What to do:
List all lines of the data containing the word "index".

----------------------------------------

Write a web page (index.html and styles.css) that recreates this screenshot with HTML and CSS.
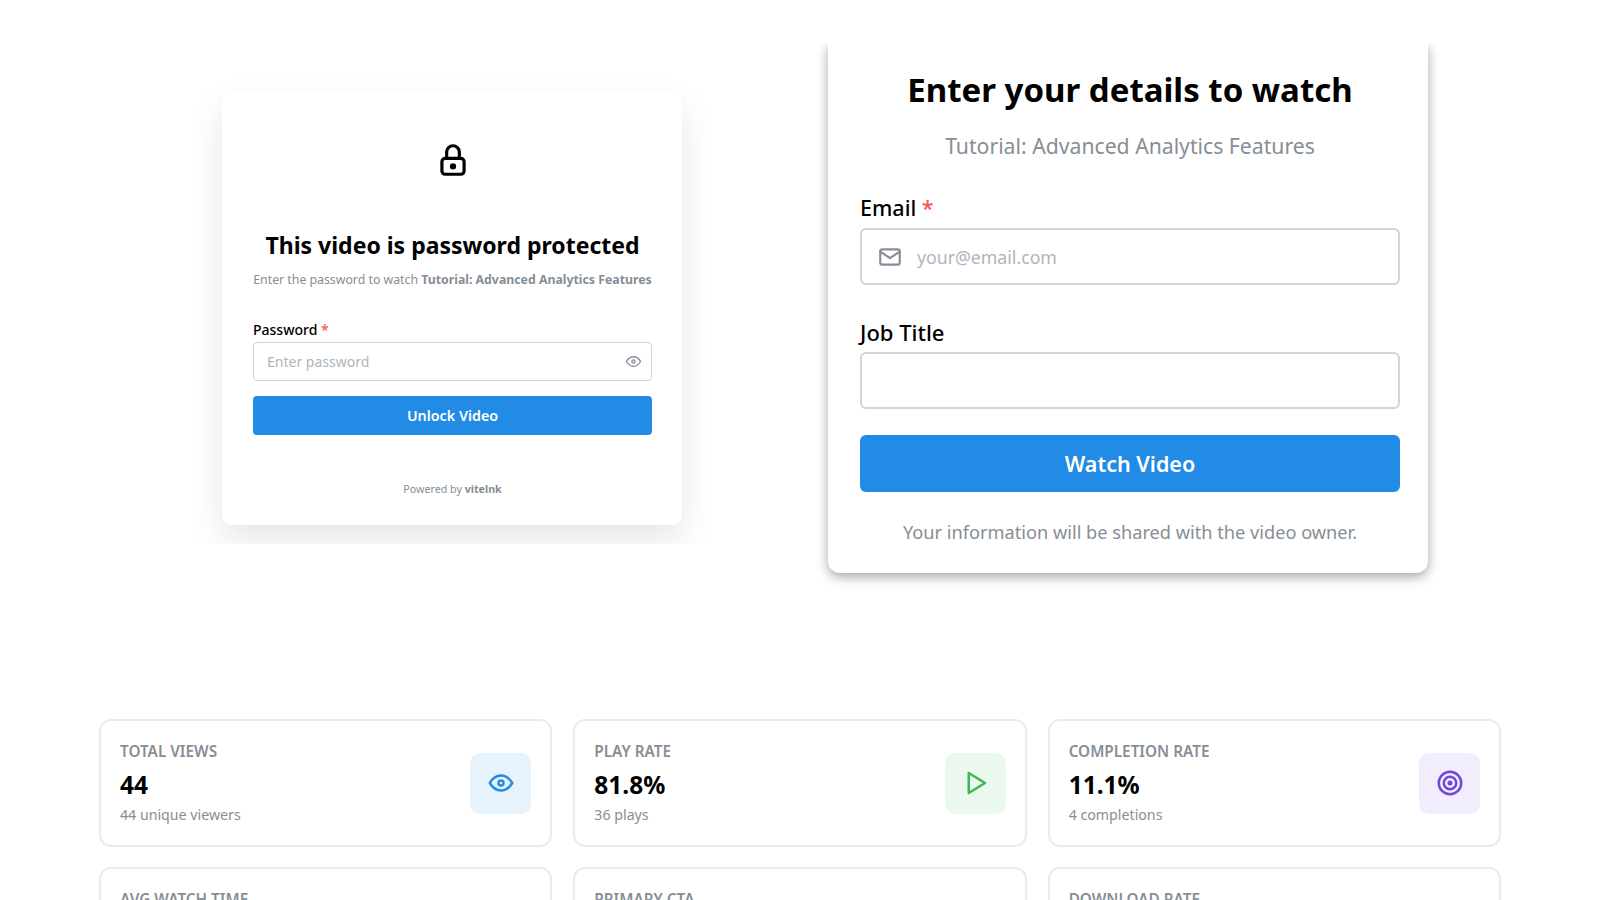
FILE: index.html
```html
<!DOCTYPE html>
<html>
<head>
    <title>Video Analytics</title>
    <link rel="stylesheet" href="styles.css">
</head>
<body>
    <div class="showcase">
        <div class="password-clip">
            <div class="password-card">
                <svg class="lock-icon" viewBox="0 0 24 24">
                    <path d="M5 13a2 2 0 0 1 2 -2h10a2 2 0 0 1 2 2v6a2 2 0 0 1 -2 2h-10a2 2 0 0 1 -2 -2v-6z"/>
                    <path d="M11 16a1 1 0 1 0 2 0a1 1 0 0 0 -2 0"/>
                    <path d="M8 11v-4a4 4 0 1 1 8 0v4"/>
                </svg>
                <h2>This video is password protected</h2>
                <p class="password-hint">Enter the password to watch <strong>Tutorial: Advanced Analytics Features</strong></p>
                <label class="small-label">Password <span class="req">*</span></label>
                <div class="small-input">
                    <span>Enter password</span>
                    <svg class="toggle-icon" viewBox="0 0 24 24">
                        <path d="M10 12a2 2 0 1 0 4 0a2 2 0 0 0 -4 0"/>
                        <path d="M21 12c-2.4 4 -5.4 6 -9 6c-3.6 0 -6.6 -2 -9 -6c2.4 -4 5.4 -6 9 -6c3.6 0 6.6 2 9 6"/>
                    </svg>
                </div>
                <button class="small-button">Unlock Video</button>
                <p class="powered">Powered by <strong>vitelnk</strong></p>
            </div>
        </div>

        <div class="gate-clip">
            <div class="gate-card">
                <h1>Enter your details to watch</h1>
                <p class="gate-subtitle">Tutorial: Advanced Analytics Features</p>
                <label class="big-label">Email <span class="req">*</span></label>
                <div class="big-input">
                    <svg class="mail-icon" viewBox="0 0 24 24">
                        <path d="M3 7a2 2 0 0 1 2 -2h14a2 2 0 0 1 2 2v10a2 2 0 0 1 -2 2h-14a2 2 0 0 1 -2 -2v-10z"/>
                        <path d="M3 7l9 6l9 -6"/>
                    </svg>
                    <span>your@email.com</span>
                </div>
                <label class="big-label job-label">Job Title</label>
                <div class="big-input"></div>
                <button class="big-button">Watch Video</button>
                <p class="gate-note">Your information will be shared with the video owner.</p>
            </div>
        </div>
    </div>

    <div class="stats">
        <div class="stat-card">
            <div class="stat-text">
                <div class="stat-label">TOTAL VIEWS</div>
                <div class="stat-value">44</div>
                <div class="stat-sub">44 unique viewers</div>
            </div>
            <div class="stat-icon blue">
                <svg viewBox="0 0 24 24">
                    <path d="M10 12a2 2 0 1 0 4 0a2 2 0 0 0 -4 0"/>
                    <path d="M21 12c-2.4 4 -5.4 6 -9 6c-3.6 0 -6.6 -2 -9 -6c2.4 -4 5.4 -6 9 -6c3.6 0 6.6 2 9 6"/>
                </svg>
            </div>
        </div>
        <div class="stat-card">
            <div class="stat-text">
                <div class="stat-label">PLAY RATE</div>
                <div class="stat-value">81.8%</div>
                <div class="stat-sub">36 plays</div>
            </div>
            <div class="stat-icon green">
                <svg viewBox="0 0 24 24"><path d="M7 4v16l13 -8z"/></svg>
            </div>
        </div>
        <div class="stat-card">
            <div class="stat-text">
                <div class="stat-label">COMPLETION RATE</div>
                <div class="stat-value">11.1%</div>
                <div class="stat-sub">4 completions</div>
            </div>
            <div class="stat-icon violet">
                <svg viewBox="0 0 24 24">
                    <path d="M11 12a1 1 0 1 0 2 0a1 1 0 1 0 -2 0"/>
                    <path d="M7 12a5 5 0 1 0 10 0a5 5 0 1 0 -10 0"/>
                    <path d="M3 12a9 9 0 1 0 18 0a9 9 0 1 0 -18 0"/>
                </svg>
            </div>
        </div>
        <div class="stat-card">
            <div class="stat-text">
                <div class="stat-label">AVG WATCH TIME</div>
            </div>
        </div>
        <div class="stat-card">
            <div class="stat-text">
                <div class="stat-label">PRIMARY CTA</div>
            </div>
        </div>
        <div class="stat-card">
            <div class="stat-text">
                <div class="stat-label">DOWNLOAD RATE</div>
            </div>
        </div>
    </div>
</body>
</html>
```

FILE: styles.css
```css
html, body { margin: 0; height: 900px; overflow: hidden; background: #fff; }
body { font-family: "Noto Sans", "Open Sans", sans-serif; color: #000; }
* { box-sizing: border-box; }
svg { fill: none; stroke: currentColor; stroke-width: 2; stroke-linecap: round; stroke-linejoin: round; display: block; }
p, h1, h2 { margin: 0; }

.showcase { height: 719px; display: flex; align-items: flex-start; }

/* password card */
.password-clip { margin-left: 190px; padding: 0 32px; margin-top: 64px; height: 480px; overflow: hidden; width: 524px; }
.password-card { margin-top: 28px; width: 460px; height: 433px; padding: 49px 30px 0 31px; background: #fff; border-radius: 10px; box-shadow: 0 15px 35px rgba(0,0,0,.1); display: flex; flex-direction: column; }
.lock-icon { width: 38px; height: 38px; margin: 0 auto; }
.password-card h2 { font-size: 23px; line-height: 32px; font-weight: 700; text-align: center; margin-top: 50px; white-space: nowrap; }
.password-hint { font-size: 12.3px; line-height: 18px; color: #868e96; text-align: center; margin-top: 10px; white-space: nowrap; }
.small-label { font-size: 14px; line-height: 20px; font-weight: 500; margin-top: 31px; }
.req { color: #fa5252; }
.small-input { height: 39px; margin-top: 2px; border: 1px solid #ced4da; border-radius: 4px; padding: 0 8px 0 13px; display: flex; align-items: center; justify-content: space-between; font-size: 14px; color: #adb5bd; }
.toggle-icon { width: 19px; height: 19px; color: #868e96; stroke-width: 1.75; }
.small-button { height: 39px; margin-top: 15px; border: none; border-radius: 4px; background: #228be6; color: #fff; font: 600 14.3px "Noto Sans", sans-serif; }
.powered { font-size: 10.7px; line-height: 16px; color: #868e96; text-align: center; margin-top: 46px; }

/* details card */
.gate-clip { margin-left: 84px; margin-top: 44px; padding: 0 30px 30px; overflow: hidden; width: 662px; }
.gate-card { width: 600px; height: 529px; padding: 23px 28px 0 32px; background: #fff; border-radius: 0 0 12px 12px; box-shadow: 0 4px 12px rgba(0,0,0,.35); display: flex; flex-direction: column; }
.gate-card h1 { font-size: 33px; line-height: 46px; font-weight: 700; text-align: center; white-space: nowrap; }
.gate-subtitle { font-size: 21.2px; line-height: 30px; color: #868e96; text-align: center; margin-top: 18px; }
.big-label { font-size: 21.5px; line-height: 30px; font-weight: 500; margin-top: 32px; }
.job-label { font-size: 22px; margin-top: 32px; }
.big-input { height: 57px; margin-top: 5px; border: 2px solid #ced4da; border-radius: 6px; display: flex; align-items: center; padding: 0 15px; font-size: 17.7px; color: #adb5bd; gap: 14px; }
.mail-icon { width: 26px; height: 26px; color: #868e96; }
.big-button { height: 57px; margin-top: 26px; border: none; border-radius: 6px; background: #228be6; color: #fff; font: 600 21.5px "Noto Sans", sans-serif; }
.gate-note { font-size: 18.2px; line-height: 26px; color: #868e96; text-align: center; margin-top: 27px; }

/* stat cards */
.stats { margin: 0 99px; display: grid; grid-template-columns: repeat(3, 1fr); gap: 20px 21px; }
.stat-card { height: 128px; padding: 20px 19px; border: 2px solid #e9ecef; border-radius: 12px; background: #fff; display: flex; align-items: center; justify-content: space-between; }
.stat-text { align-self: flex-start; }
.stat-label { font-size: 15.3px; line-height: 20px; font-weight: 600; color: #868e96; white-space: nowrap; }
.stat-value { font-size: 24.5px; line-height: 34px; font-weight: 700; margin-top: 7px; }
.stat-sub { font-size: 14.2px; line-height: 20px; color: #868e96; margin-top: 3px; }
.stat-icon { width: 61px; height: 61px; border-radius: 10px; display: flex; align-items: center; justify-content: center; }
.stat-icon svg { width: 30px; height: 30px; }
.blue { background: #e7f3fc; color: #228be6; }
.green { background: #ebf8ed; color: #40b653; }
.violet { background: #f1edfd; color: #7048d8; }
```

----------------------------------------

Answer for this exercise:
Write a web page (index.html and styles.css) that recreates this screenshot with HTML and CSS.
FILE: index.html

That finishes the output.